We can see that the most common reason is a mixture of formal education and on-the-job experience (about 45%). The next most common answer was strictly on the job experience at a little less than 30%. Less than 10% of instructors were teaching things they had learned purely in school.

These results strongly support the view that Udemy is in fact taking knowledge acquired from non-academic sources and turning it into formal courses. Given that Udemy is filling in a gap left by traditional course offerings, it is perhaps not surprising that the answers skew towards “on the job training” but it is even more pronounced than I would have expected. I also think it’s interesting that the most common answer was  a “mixture” suggesting that for instructors their on-the-job training was a complement to their formal education.

Online education and ed tech is exciting in general—it promises to potentially overcome the Baomol’s cost disease characterization of the education sector and let us educate a lot more people at a lower cost.  However, I suspect that business models that simply take offline courses and move them online will not create the incentives needed to bring the large amounts of practical knowledge into the course format; by creating a marketplace, Udemy creates those incentives. By having an open platform for instructors, it can potentially tap the expertise of a much larger cross section of the population. Expertise does not just reside within academia and Udemy—unlike platforms that simply take traditional courses and put them online—can unearth this expertise and catalyze its transformation into courses. Any by forcing these courses to compete in a market for students, they create strong incentives for both quality and timeliness.

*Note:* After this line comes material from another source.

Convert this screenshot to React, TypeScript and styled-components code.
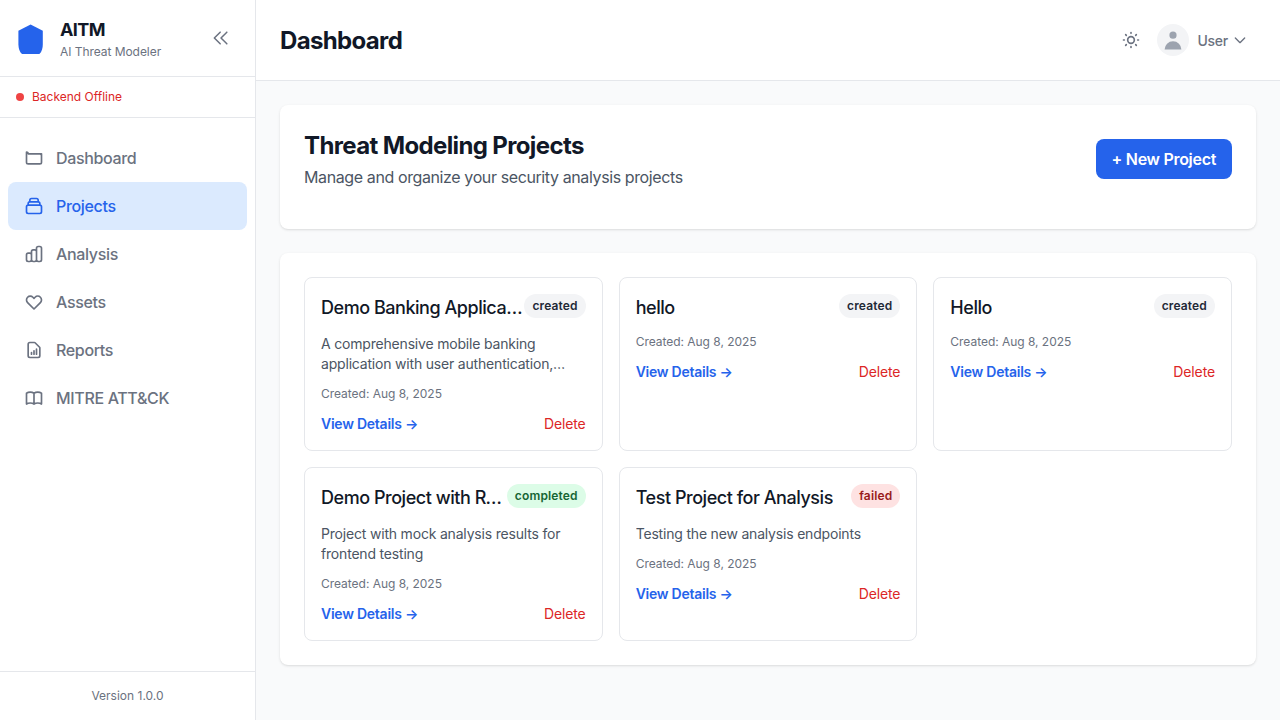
import React from 'react';
import styled, { createGlobalStyle } from 'styled-components';

const Global = createGlobalStyle`
  *, *::before, *::after { box-sizing: border-box; }
  body { margin: 0; font-family: Inter, "Liberation Sans", sans-serif; color: #111827; background: #f9fafb; font-size: 16px; line-height: 24px; }
  h1, h2, h3, p { margin: 0; }
  button { font: inherit; border: 0; background: none; padding: 0; letter-spacing: inherit; }
`;

const Shell = styled.div`display: flex; height: 100vh; overflow: hidden;`;
const Sidebar = styled.aside`
  width: 256px; flex: none; display: flex; flex-direction: column;
  background: #fff; border-right: 1px solid #e5e7eb;
`;
const Brand = styled.div`
  height: 77px; display: flex; align-items: center; padding: 0 16px;
  border-bottom: 1px solid #e5e7eb;
`;
const BrandText = styled.div`margin-left: 12px; flex: 1;`;
const BrandName = styled.h1`font-size: 18px; line-height: 28px; font-weight: 700; letter-spacing: -0.6px;`;
const BrandSub = styled.p`font-size: 12px; line-height: 16px; color: #6b7280; letter-spacing: -0.05px;`;
const Collapse = styled.button`display: flex; margin-right: 8.5px; color: #6b7280;`;
const Status = styled.div`
  height: 41px; display: flex; align-items: center; gap: 8px; padding: 0 16px;
  border-bottom: 1px solid #e5e7eb; font-size: 12px; line-height: 16px; color: #dc2626;
`;
const Dot = styled.span`width: 8px; height: 8px; border-radius: 50%; background: #ef4444;`;
const Nav = styled.nav`flex: 1; padding: 16px 8px;`;
const NavItem = styled.a<{ $active?: boolean }>`
  display: flex; align-items: center; gap: 12px; height: 48px; padding: 0 16px;
  border-radius: 8px; font-weight: 550; letter-spacing: -0.34px;
  color: ${p => (p.$active ? '#2563eb' : '#6b7280')};
  background: ${p => (p.$active ? '#dbeafe' : 'transparent')};
`;
const Version = styled.div`
  height: 49px; border-top: 1px solid #e5e7eb; display: flex; align-items: center;
  justify-content: center; font-size: 12px; line-height: 16px; color: #6b7280;
`;
const Column = styled.div`flex: 1; min-width: 0; display: flex; flex-direction: column;`;
const TopBar = styled.header`
  height: 81px; flex: none; display: flex; align-items: center; padding: 0 32px 0 24px;
  background: #fff; border-bottom: 1px solid #e5e7eb;
`;
const PageTitle = styled.h1`flex: 1; padding-top: 2px; font-size: 24px; line-height: 32px; font-weight: 700; letter-spacing: -0.65px;`;
const ThemeButton = styled.button`display: flex; color: #6b7280; margin-right: 16px;`;
const UserMenu = styled.button`display: flex; align-items: center; color: #6b7280; font-size: 14px; font-weight: 550; line-height: 20px;`;
const Avatar = styled.span`
  width: 32px; height: 32px; margin-right: 8px; border-radius: 50%; background: #f3f4f6; color: #9ca3af;
  display: flex; align-items: center; justify-content: center;
`;
const UserName = styled.span`margin-right: 4px; padding-top: 1px; letter-spacing: -0.25px;`;
const Main = styled.main`flex: 1; padding: 24px; display: flex; flex-direction: column; gap: 24px;`;
const Panel = styled.section`
  background: #fff; border-radius: 8px; padding: 24px;
  box-shadow: 0 1px 3px rgba(0,0,0,.1), 0 1px 2px -1px rgba(0,0,0,.1);
`;
const Intro = styled(Panel)`height: 124px; display: flex; justify-content: space-between; align-items: flex-start;`;
const IntroTitle = styled.h2`padding-top: 1px; font-size: 24px; line-height: 32px; font-weight: 700; letter-spacing: -0.63px;`;
const IntroSub = styled.p`margin-top: 3px; color: #4b5563; letter-spacing: -0.39px;`;
const Primary = styled.button`
  height: 40px; margin-top: 10px; padding: 0 16px; border-radius: 8px; background: #2563eb; color: #fff;
  font-weight: 600; letter-spacing: -0.3px; white-space: nowrap;
`;
const Grid = styled.div`display: grid; grid-template-columns: repeat(3, minmax(0, 1fr)); gap: 16px;`;
const Card = styled.article`height: 174px; border: 1px solid #e5e7eb; border-radius: 8px; padding: 16px;`;
const CardHead = styled.div`display: flex; justify-content: space-between; align-items: flex-start; margin-bottom: 12px;`;
const CardTitle = styled.h3`
  font-size: 18px; line-height: 28px; font-weight: 500; letter-spacing: -0.46px;
  overflow: hidden; text-overflow: ellipsis; white-space: nowrap;
`;
const tones = {
  created: ['#f3f4f6', '#1f2937'],
  completed: ['#dcfce7', '#166534'],
  failed: ['#fee2e2', '#991b1b'],
};
type Tone = keyof typeof tones;
const Badge = styled.span<{ $tone: Tone }>`
  flex: none; padding: 4px 8px; border-radius: 12px; font-size: 12px; line-height: 16px; font-weight: 600; letter-spacing: 0.14px;
  background: ${p => tones[p.$tone][0]}; color: ${p => tones[p.$tone][1]};
`;
const Description = styled.p`
  font-size: 14px; line-height: 20px; color: #4b5563; margin-bottom: 12px; letter-spacing: -0.19px;
  display: -webkit-box; -webkit-line-clamp: 2; -webkit-box-orient: vertical; overflow: hidden;
`;
const Created = styled.p`font-size: 12px; line-height: 16px; color: #6b7280; margin-bottom: 12px; letter-spacing: -0.03px;`;
const Actions = styled.div`display: flex; justify-content: space-between; font-size: 14px; line-height: 20px; letter-spacing: -0.13px;`;
const Details = styled.a`color: #2563eb; font-weight: 600; letter-spacing: -0.25px;`;
const Delete = styled.button`color: #dc2626;`;

const Icon = ({ d, size = 20, w = 2 }: { d: string; size?: number; w?: number }) => (
  <svg width={size} height={size} viewBox="0 0 24 24" fill="none" stroke="currentColor" strokeWidth={w} strokeLinecap="round" strokeLinejoin="round">
    <path d={d} />
  </svg>
);

const nav = [
  { label: 'Dashboard', d: 'M3 7v10a2 2 0 002 2h14a2 2 0 002-2V9a2 2 0 00-2-2H5a2 2 0 00-2-2zM19 7h2v2' },
  { label: 'Projects', active: true, d: 'M19 11H5m14 0a2 2 0 012 2v6a2 2 0 01-2 2H5a2 2 0 01-2-2v-6a2 2 0 012-2m14 0V9a2 2 0 00-2-2M5 11V9a2 2 0 012-2m0 0V5a2 2 0 012-2h6a2 2 0 012 2v2M7 7h10' },
  { label: 'Analysis', d: 'M9 19v-6a2 2 0 00-2-2H5a2 2 0 00-2 2v6a2 2 0 002 2h2a2 2 0 002-2zm0 0V9a2 2 0 012-2h2a2 2 0 012 2v10m-6 0a2 2 0 002 2h2a2 2 0 002-2m0 0V5a2 2 0 012-2h2a2 2 0 012 2v14a2 2 0 01-2 2h-2a2 2 0 01-2-2z' },
  { label: 'Assets', d: 'M4.318 6.318a4.5 4.5 0 000 6.364L12 20.364l7.682-7.682a4.5 4.5 0 00-6.364-6.364L12 7.636l-1.318-1.318a4.5 4.5 0 00-6.364 0z' },
  { label: 'Reports', d: 'M9 17v-2m3 2v-4m3 4v-6m2 10H7a2 2 0 01-2-2V5a2 2 0 012-2h5.586a1 1 0 01.707.293l5.414 5.414a1 1 0 01.293.707V19a2 2 0 01-2 2z' },
  { label: 'MITRE ATT&CK', d: 'M12 6.253v13m0-13C10.832 5.477 9.246 5 7.5 5S4.168 5.477 3 6.253v13C4.168 18.477 5.754 18 7.5 18s3.332.477 4.5 1.253m0-13C13.168 5.477 14.754 5 16.5 5c1.747 0 3.332.477 4.5 1.253v13C19.832 18.477 18.247 18 16.5 18c-1.746 0-3.332.477-4.5 1.253' },
];

const projects: { title: string; status: Tone; text?: string }[] = [
  { title: 'Demo Banking Application', status: 'created', text: 'A comprehensive mobile banking application with user authentication, payments and account management' },
  { title: 'hello', status: 'created' },
  { title: 'Hello', status: 'created' },
  { title: 'Demo Project with Results', status: 'completed', text: 'Project with mock analysis results for frontend testing' },
  { title: 'Test Project for Analysis', status: 'failed', text: 'Testing the new analysis endpoints' },
];

export default function App() {
  return (
    <Shell>
      <Global />
      <Sidebar>
        <Brand>
          <svg width="32" height="32" viewBox="0 0 32 32" fill="#2563eb">
            <path d="M14.6 2.6L26.8 8.8V22c0 4-1 8-3.4 10H6C3.5 30 2.4 26 2.4 22V8.8z" />
          </svg>
          <BrandText>
            <BrandName>AITM</BrandName>
            <BrandSub>AI Threat Modeler</BrandSub>
          </BrandText>
          <Collapse aria-label="Collapse"><Icon w={1.8} d="M11 19l-7-7 7-7m8 14l-7-7 7-7" /></Collapse>
        </Brand>
        <Status><Dot />Backend Offline</Status>
        <Nav>
          {nav.map(n => (
            <NavItem key={n.label} $active={n.active}><Icon d={n.d} />{n.label}</NavItem>
          ))}
        </Nav>
        <Version>Version 1.0.0</Version>
      </Sidebar>
      <Column>
        <TopBar>
          <PageTitle>Dashboard</PageTitle>
          <ThemeButton aria-label="Theme"><Icon d="M12 3v1m0 16v1m9-9h-1M4 12H3m15.364 6.364l-.707-.707M6.343 6.343l-.707-.707m12.728 0l-.707.707M6.343 17.657l-.707.707M16 12a4 4 0 11-8 0 4 4 0 018 0z" /></ThemeButton>
          <UserMenu>
            <Avatar>
              <svg width="24" height="24" viewBox="0 0 20 20" fill="currentColor"><path d="M10 9a3 3 0 100-6 3 3 0 000 6zm-7 9a7 7 0 1114 0H3z" /></svg>
            </Avatar>
            <UserName>User</UserName>
            <Icon size={16} d="M19 9l-7 7-7-7" />
          </UserMenu>
        </TopBar>
        <Main>
          <Intro>
            <div>
              <IntroTitle>Threat Modeling Projects</IntroTitle>
              <IntroSub>Manage and organize your security analysis projects</IntroSub>
            </div>
            <Primary>+ New Project</Primary>
          </Intro>
          <Panel>
            <Grid>
              {projects.map(p => (
                <Card key={p.title}>
                  <CardHead><CardTitle>{p.title}</CardTitle><Badge $tone={p.status}>{p.status}</Badge></CardHead>
                  {p.text && <Description>{p.text}</Description>}
                  <Created>Created: Aug 8, 2025</Created>
                  <Actions><Details>View Details →</Details><Delete>Delete</Delete></Actions>
                </Card>
              ))}
            </Grid>
          </Panel>
        </Main>
      </Column>
    </Shell>
  );
}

Although having a true marketplace has many advantages, running marketplace businesses is quite difficult—they create challenges like setting pricing policies, building and maintaining a reputation system, ensuring product quality without controlling production, mediating disputes and so on. But taking on these challenges seem worth it, particularly as businesses are getting better at running marketplaces (see Uber, Lyft, Airbnb, Elance-oDesk, etc.). In future blog posts, I hope to talk about some other interesting aspects of the survey and how they related to market design. There are some really interesting questions raised by Udemy, such as how should instructors position their courses vis-a-vis what’s already offered, how they set prices, and on the Udemy side, how you share revenue, how you market courses, how you have your reputation/feedback system work, how you decide to screen courses and so on—it’s a really rich set of interesting problems.